Demane Debih told jurors that he tapped a safe full of cash to pay off corrupt stock tipsters, used phony invoices for artwork sales to mask some payments and communicated with co-conspirators using prepaid “burner phones.” He also admitted stealing information from his banker girlfriend, planting stories with journalists and disguising illegal trades by using third parties to make share purchases.
Lavidas was convicted and sentenced by Cote to a year and a day in prison in July 2020.
Demane Debih also helped lead prosecutors to Dov Malnik and his business partner, Tomer Feingold, Israeli citizens who lived in Geneva. The two men were charged with crimes including conspiracy and securities fraud in a sealed federal indictment that was made public in June. Malnik pleaded guilty in June and was sentenced to 30 months in prison. Feingold is a fugitive, according to prosecutors.
Several of the people who allegedly participated in the ring remain uncharged or beyond the reach of U.S. law enforcement. Darina Windsor, a former investment banker at Centerview Partners, and Benjamin Taylor, who worked at Moelis & Co., are charged with passing tips from their work to Dodelande. The two, who shared a London apartment, have not been arrested by U.S. authorities.

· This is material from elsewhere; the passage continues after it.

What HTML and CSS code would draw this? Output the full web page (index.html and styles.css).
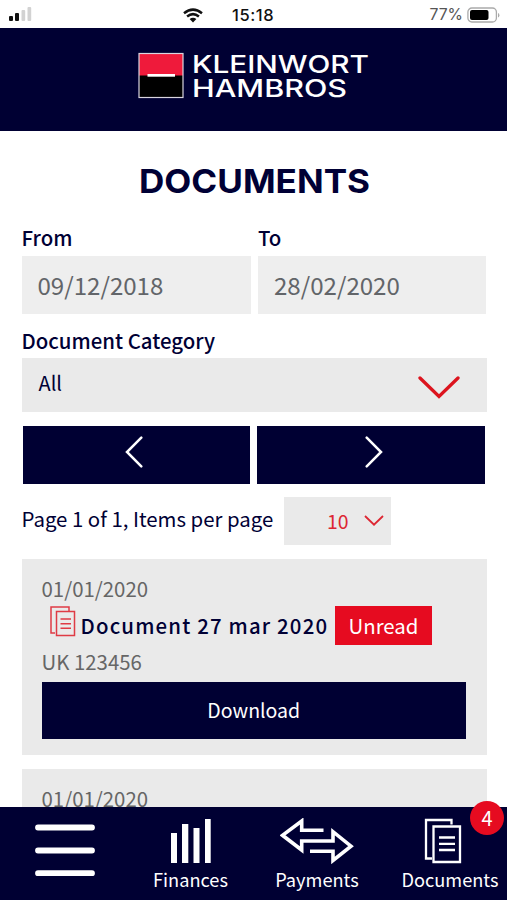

Also charged but not in custody is Georgios Nikas, a Greek businessman who owned restaurants in New York, and allegedly traded on tips from his friend, Lavidas.
Demane Debih began trading on inside information in 2012. He said he stopped in 2017, a year before his arrest in Serbia, when the birth of his first daughter gave him the “moral clarity” he needed to quit.
“I’m grateful that the government has allowed me to make this right by cooperating,” Demane Debih told the judge.
The case is U.S. v. Demane Debih, 18-cr-184, U.S. District Court, Southern District of New York (Manhattan).